The Danube at night
I have long since decided that the most beautiful part of this city is the area adjacent to the river. In fact, I have lived here four weeks now and made this decision on approximately day three, and it has stood quite firm. There is a huge relief in stepping out of the dingy, concrete streets between densely packed four-story buildings and into the open air of the river, with space to breathe and beautiful architecture lining the banks. The rest of the city has its sights — the Opera House, the railway stations — but this is where the postcard photos are made.
Naturally, it helps that most of the things built to be looked at lie along the river. Beginning at the northern range of my exploration, there is the view from Margaret Bridge, with the Fisherman’s Bastion, the Parliament building (designed as an almost perfect match to the English Parliament), and Buda Castle within easy sight. From here, it is best to start crisscrossing the Danube over its several bridges to get a commanding view from Buda Hill of St. Stephen’s Basilica and of Gellert Hill, with its monuments visible from all up and down the banks of the river. The bridges themselves are nothing to ignore.

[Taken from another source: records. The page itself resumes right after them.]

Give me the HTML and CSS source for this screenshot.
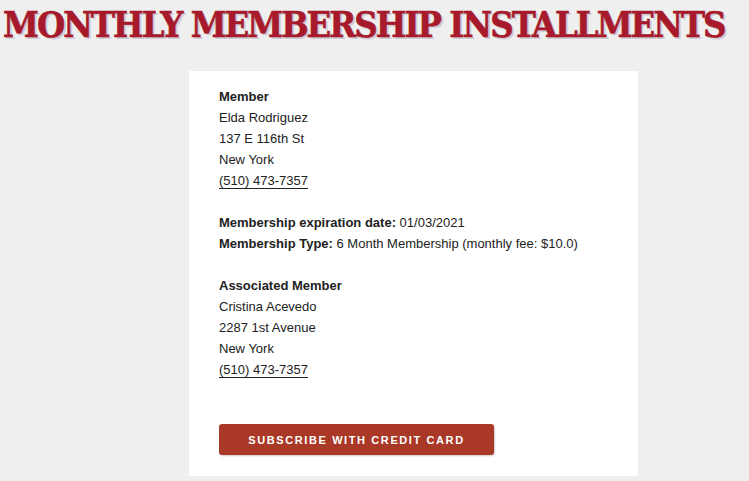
FILE: index.html
```html
<!DOCTYPE html>
<html>
<head>
<meta charset="utf-8">
<link rel="stylesheet" href="styles.css">
</head>
<body>
<h1 class="title">MONTHLY MEMBERSHIP INSTALLMENTS</h1>
<div class="card">
  <div class="block">
    <div class="label">Member</div>
    <div>Elda Rodriguez</div>
    <div>137 E 116th St</div>
    <div>New York</div>
    <div><a class="phone">(510) 473-7357</a></div>
  </div>
  <div class="block">
    <div><span class="label">Membership expiration date:</span> 01/03/2021</div>
    <div><span class="label">Membership Type:</span> 6 Month Membership (monthly fee: $10.0)</div>
  </div>
  <div class="block">
    <div class="label">Associated Member</div>
    <div>Cristina Acevedo</div>
    <div>2287 1st Avenue</div>
    <div>New York</div>
    <div><a class="phone">(510) 473-7357</a></div>
  </div>
  <button class="btn">SUBSCRIBE WITH CREDIT CARD</button>
</div>
</body>
</html>
```
FILE: styles.css
```css
html, body {
  margin: 0;
  padding: 0;
  background: #efefef;
}
body {
  font-family: "Liberation Sans", Arial, sans-serif;
  font-size: 13px;
  line-height: 21px;
  color: #222;
}
.title {
  margin: 0;
  padding: 4px 0 0 3px;
  font-family: "DejaVu Serif Condensed", "DejaVu Serif", serif;
  font-stretch: condensed;
  font-weight: bold;
  font-size: 36px;
  line-height: 40px;
  letter-spacing: -1.95px;
  color: #a71a2b;
  -webkit-text-stroke: 0.6px #a71a2b;
  text-shadow: 2px 2px 0 #cfccd6;
  white-space: nowrap;
}
.card {
  width: 389px;
  margin: 27px 0 0 189px;
  background: #fff;
  padding: 15px 30px 21px 30px;
}
.block {
  margin-bottom: 21px;
}
.label {
  font-weight: bold;
}
.phone {
  color: #222;
  text-decoration: none;
  border-bottom: 1px solid #222;
}
.btn {
  display: block;
  margin-top: 44px;
  width: 275px;
  height: 31px;
  border: none;
  border-radius: 3px;
  background: #aa3826;
  color: #fff;
  font-family: "Liberation Sans", Arial, sans-serif;
  font-weight: bold;
  font-size: 11px;
  letter-spacing: 1.6px;
  box-shadow: 1px 1px 2px rgba(0,0,0,0.2);
  padding: 0;
}
```
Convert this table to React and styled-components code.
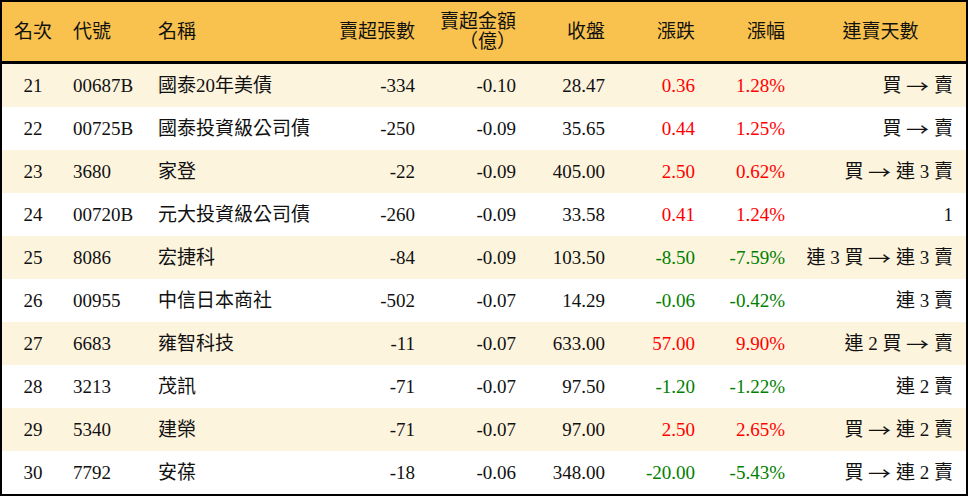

Most of my exploring has been done during the day, whereas the combination of water, architecture, and light is only made more gorgeous with nightfall. Last night, then, I decided to go out and do some photography in the evening dark. Luckily for me this city is quite safe as cities go; although I do try not to look too much like a 20-year-old American girl, I hardly expect to have much cause for concern, nor do I find any. This city is not out to hurt people.
Margaret Bridge is my first stop and an instant winner. It takes 20 shutter clicks before I allow myself to be done with that building. I am not the only photographer with the right idea; on either side of me are a handful of brave souls in the cold dark, carrying expensive-looking cameras which they steady on the bridge railing. My own tiny silver point-and-shoot feels inadequate, but I do what I can, and Budapest makes it hard to take a bad picture. On the opposite bank from Parliament is the Fisherman’s Bastion (pictured), conjuring the impression of Disney Castle.
Moving on, I reach Erzsebet Bridge, my standing favorite just because it shares my name; however, to the south I see Liberty Bridge for the first time and realize there’s a contender for top spot. The bridge is painted green and every beam of it is illuminated. Up close its railings are intricate and graceful and after a bit of close looking at them, I realize that they are adorned with padlocks left by couples. I suppose this can have the title of “most romantic bridge.”
After three hours of happy clicking between walks and short hops on the metro, I make my way home to thaw out my hands. I am a little more in love with Budapest, and I want to see more. The river area is still my favorite.
Could there possibly be something to top this? I have a lot more looking to do.